START DATA PROVIDED

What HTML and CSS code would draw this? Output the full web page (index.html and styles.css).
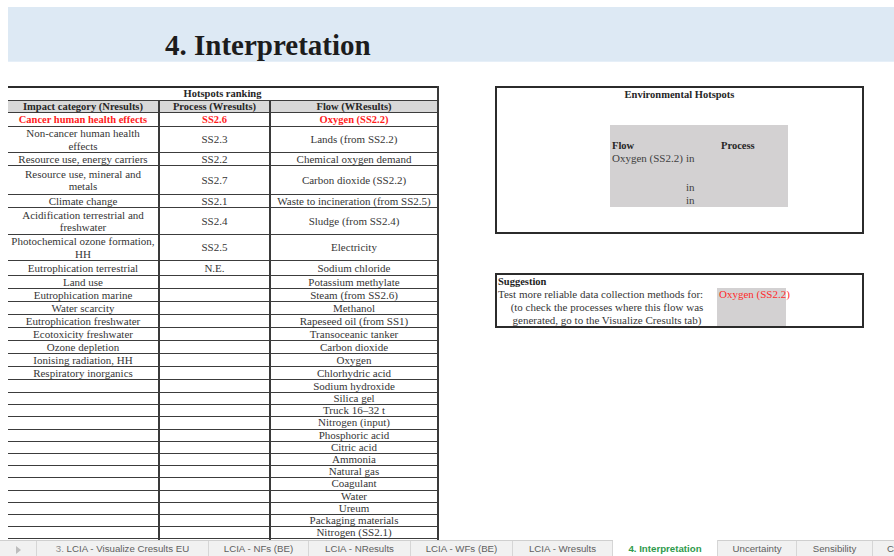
FILE: index.html
```html
<!DOCTYPE html>
<html lang="en">
<head>
<meta charset="utf-8">
<title>4. Interpretation</title>
<link rel="stylesheet" href="styles.css">
</head>
<body>
<div class="sheet">
  <header class="banner">
    <h1 class="title">4. Interpretation</h1>
  </header>

  <main class="content">
    <table class="ranking">
      <colgroup>
        <col class="c-impact">
        <col class="c-process">
        <col class="c-flow">
      </colgroup>
      <tbody>
        <tr class="r-caption"><td colspan="3" class="caption">Hotspots ranking</td></tr>
        <tr class="r-head">
          <th>Impact category (Nresults)</th>
          <th>Process (Wresults)</th>
          <th>Flow (WResults)</th>
        </tr>
        <tr class="r-top">
          <td>Cancer human health effects</td>
          <td>SS2.6</td>
          <td>Oxygen (SS2.2)</td>
        </tr>
        <tr class="r-h26 r-wrap"><td>Non-cancer human health<br>effects</td><td>SS2.3</td><td>Lands (from SS2.2)</td></tr>
        <tr class="r-h13"><td>Resource use, energy carriers</td><td>SS2.2</td><td>Chemical oxygen demand</td></tr>
        <tr class="r-h29 r-wrap"><td>Resource use, mineral and<br>metals</td><td>SS2.7</td><td>Carbon dioxide (SS2.2)</td></tr>
        <tr class="r-h13"><td>Climate change</td><td>SS2.1</td><td>Waste to incineration (from SS2.5)</td></tr>
        <tr class="r-h27 r-wrap"><td>Acidification terrestrial and<br>freshwater</td><td>SS2.4</td><td>Sludge (from SS2.4)</td></tr>
        <tr class="r-h26 r-wrap"><td>Photochemical ozone formation,<br>HH</td><td>SS2.5</td><td>Electricity</td></tr>
        <tr class="r-h15"><td>Eutrophication terrestrial</td><td>N.E.</td><td>Sodium chloride</td></tr>
        <tr class="r-h13"><td>Land use</td><td></td><td>Potassium methylate</td></tr>
        <tr class="r-h13"><td>Eutrophication marine</td><td></td><td>Steam (from SS2.6)</td></tr>
        <tr class="r-h13"><td>Water scarcity</td><td></td><td>Methanol</td></tr>
        <tr class="r-h13"><td>Eutrophication freshwater</td><td></td><td>Rapeseed oil (from SS1)</td></tr>
        <tr class="r-h13"><td>Ecotoxicity freshwater</td><td></td><td>Transoceanic tanker</td></tr>
        <tr class="r-h13"><td>Ozone depletion</td><td></td><td>Carbon dioxide</td></tr>
        <tr class="r-h13"><td>Ionising radiation, HH</td><td></td><td>Oxygen</td></tr>
        <tr class="r-h13"><td>Respiratory inorganics</td><td></td><td>Chlorhydric acid</td></tr>
        <tr class="r-h13"><td></td><td></td><td>Sodium hydroxide</td></tr>
        <tr><td></td><td></td><td>Silica gel</td></tr>
        <tr><td></td><td></td><td>Truck 16–32 t</td></tr>
        <tr><td></td><td></td><td>Nitrogen (input)</td></tr>
        <tr><td></td><td></td><td>Phosphoric acid</td></tr>
        <tr><td></td><td></td><td>Citric acid</td></tr>
        <tr><td></td><td></td><td>Ammonia</td></tr>
        <tr><td></td><td></td><td>Natural gas</td></tr>
        <tr><td></td><td></td><td>Coagulant</td></tr>
        <tr><td></td><td></td><td>Water</td></tr>
        <tr><td></td><td></td><td>Ureum</td></tr>
        <tr><td></td><td></td><td>Packaging materials</td></tr>
        <tr><td></td><td></td><td>Nitrogen (SS2.1)</td></tr>
        <tr><td></td><td></td><td></td></tr>
        <tr><td></td><td></td><td></td></tr>
      </tbody>
    </table>

    <aside class="panels">
      <section class="hotspots">
        <h2 class="box-title">Environmental Hotspots</h2>
        <div class="hs-grid">
          <span class="hs-blank"></span>
          <span class="hs-head">Flow</span><span></span><span class="hs-head">Process</span>
          <span>Oxygen (SS2.2)</span><span>in</span><span></span>
          <span class="hs-blank hs-gap"></span>
          <span></span><span>in</span><span></span>
          <span></span><span>in</span><span></span>
        </div>
      </section>

      <section class="suggestion">
        <h2 class="sg-title">Suggestion</h2>
        <p class="sg-lead">Test more reliable data collection methods for:</p>
        <p class="sg-flow">Oxygen (SS2.2)</p>
        <p class="sg-note">(to check the processes where this flow was</p>
        <p class="sg-note">generated, go to the Visualize Cresults tab)</p>
      </section>
    </aside>
  </main>

  <nav class="tabs">
    <span class="tab tab-nav"><span class="tab-arrow"></span></span>
    <span class="tab"><span class="tab-num">3.</span> LCIA - Visualize Cresults EU</span>
    <span class="tab">LCIA - NFs (BE)</span>
    <span class="tab">LCIA - NResults</span>
    <span class="tab">LCIA - WFs (BE)</span>
    <span class="tab">LCIA - Wresults</span>
    <span class="tab tab-active">4. Interpretation</span>
    <span class="tab">Uncertainty</span>
    <span class="tab">Sensibility</span>
    <span class="tab tab-last">Conclusions</span>
  </nav>
</div>
</body>
</html>
```

FILE: styles.css
```css
* {
  box-sizing: border-box;
}

html, body {
  margin: 0;
  padding: 0;
  background: #ffffff;
}

body {
  font-family: "Liberation Serif", "Times New Roman", serif;
  color: #363636;
}

.sheet {
  width: 894px;
  height: 556px;
  display: flex;
  flex-direction: column;
  overflow: hidden;
}

/* ---------- title banner ---------- */
.banner {
  flex-shrink: 0;
  margin: 7px 0 0 8px;
  height: 55px;
  background: #dde9f4;
  border-bottom: 1px solid #e6eff8;
  padding: 22px 0 0 157px;
}

.title {
  margin: 0;
  font-family: "Liberation Serif", serif;
  font-weight: bold;
  font-size: 29px;
  line-height: 32px;
  color: #1c1c1c;
}

/* ---------- sheet content ---------- */
.content {
  flex: 1;
  min-height: 0;
  overflow: hidden;
  display: flex;
  align-items: flex-start;
  padding: 24px 0 0 8px;
}

/* ranking table; cell heights are border-box row pitches */
.ranking {
  flex-shrink: 0;
  width: 430px;
  table-layout: fixed;
  border-collapse: collapse;
  border-top: 2px solid #2b2b2b;
  border-right: 2px solid #1f1f1f;
  font-size: 11px;
  line-height: 11px;
}

.c-impact { width: 151px; }
.c-process { width: 111px; }
.c-flow { width: 168px; }

.ranking td,
.ranking th {
  padding: 0 1px;
  height: 12.2px;
  text-align: center;
  vertical-align: middle;
  white-space: nowrap;
  overflow: hidden;
  border-bottom: 1px solid #3c3c3c;
  border-right: 2px solid #3a3a3a;
}

.ranking .caption {
  height: 11px;
  padding-bottom: 1px;
  font-weight: bold;
  font-size: 10.5px;
  color: #262626;
}

.ranking th {
  height: 12px;
  background: #d8d8d8;
  font-weight: bold;
  font-size: 10.5px;
  color: #262626;
}

.r-top td {
  height: 14px;
  color: #ff1c1c;
  font-weight: bold;
  font-size: 10.5px;
}

.r-wrap td { line-height: 12.3px; }

.r-h13 td { height: 13px; }
.r-h15 td { height: 15px; }
.r-h26 td { height: 26px; }
.r-h27 td { height: 27px; }
.r-h29 td { height: 29px; }

/* right-hand panels */
.panels {
  margin-left: 56px;
  display: flex;
  flex-direction: column;
  gap: 39px;
}

.hotspots {
  width: 369px;
  height: 148px;
  border: 2px solid #2b2b2b;
  padding-top: 1px;
}

.box-title {
  margin: 0;
  text-align: center;
  font-size: 10.5px;
  line-height: 12px;
  font-weight: bold;
  color: #262626;
}

.hs-grid {
  margin: 24px 0 0 113px;
  width: 178px;
  background: #d3d1d2;
  display: grid;
  grid-template-columns: 74px 35px 69px;
  grid-template-rows: 14px 13px 13px 16px 13px 13px;
  font-size: 11px;
  line-height: 13px;
  color: #404040;
}

.hs-grid span {
  padding-left: 2px;
  white-space: nowrap;
}

.hs-blank {
  grid-column: 1 / -1;
}

.hs-head {
  font-weight: bold;
  font-size: 10.5px;
  color: #262626;
}

.suggestion {
  width: 369px;
  height: 55px;
  border: 2px solid #2b2b2b;
  display: grid;
  grid-template-columns: 220px 69px 1fr;
  grid-template-rows: 13px 13px 13px 12px;
  font-size: 11px;
  line-height: 13px;
  color: #363636;
}

.suggestion p,
.suggestion h2 {
  margin: 0;
  white-space: nowrap;
}

.sg-title {
  grid-column: 1 / -1;
  padding-left: 1px;
  font-size: 10.5px;
  font-weight: bold;
  color: #1f1f1f;
}

.sg-lead {
  grid-column: 1;
  padding-left: 1px;
}

.sg-flow {
  grid-column: 2;
  grid-row: 2 / 5;
  background: #d3d1d2;
  color: #ff2a2a;
  padding-left: 2px;
}

.sg-note {
  grid-column: 1;
  text-align: center;
}

/* ---------- sheet tabs ---------- */
.tabs {
  flex-shrink: 0;
  height: 16px;
  display: grid;
  grid-template-columns: 37px 172px 100px 102px 102px 100px 105px 79px 76px 80px;
  background: #f1f1f1;
  border-top: 1px solid #cfcfcf;
  font-family: "Liberation Sans", Arial, sans-serif;
  font-size: 9.7px;
  line-height: 12px;
  color: #5f5f5f;
  white-space: nowrap;
}

.tab {
  padding-top: 2px;
  text-align: center;
  overflow: hidden;
  border-right: 1px solid #d6d6d6;
}

.tab-last {
  text-align: left;
  padding-left: 14px;
}

.tab-nav {
  padding: 0;
  display: flex;
  align-items: center;
  justify-content: center;
}

.tab-arrow {
  width: 0;
  height: 0;
  margin-top: 2px;
  border-left: 5px solid #bdbdbd;
  border-top: 4px solid transparent;
  border-bottom: 4px solid transparent;
}

.tab-num {
  color: #8a8a8a;
}

.tab-active {
  background: #ffffff;
  margin-top: -1px;
  padding-top: 3px;
  color: #2e9b4c;
  font-weight: bold;
}
```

END DATA PROVIDED

WRITTEN PROBLEM = Report the number of lines holding the string "index", without any other words.

TASK RESULT = 2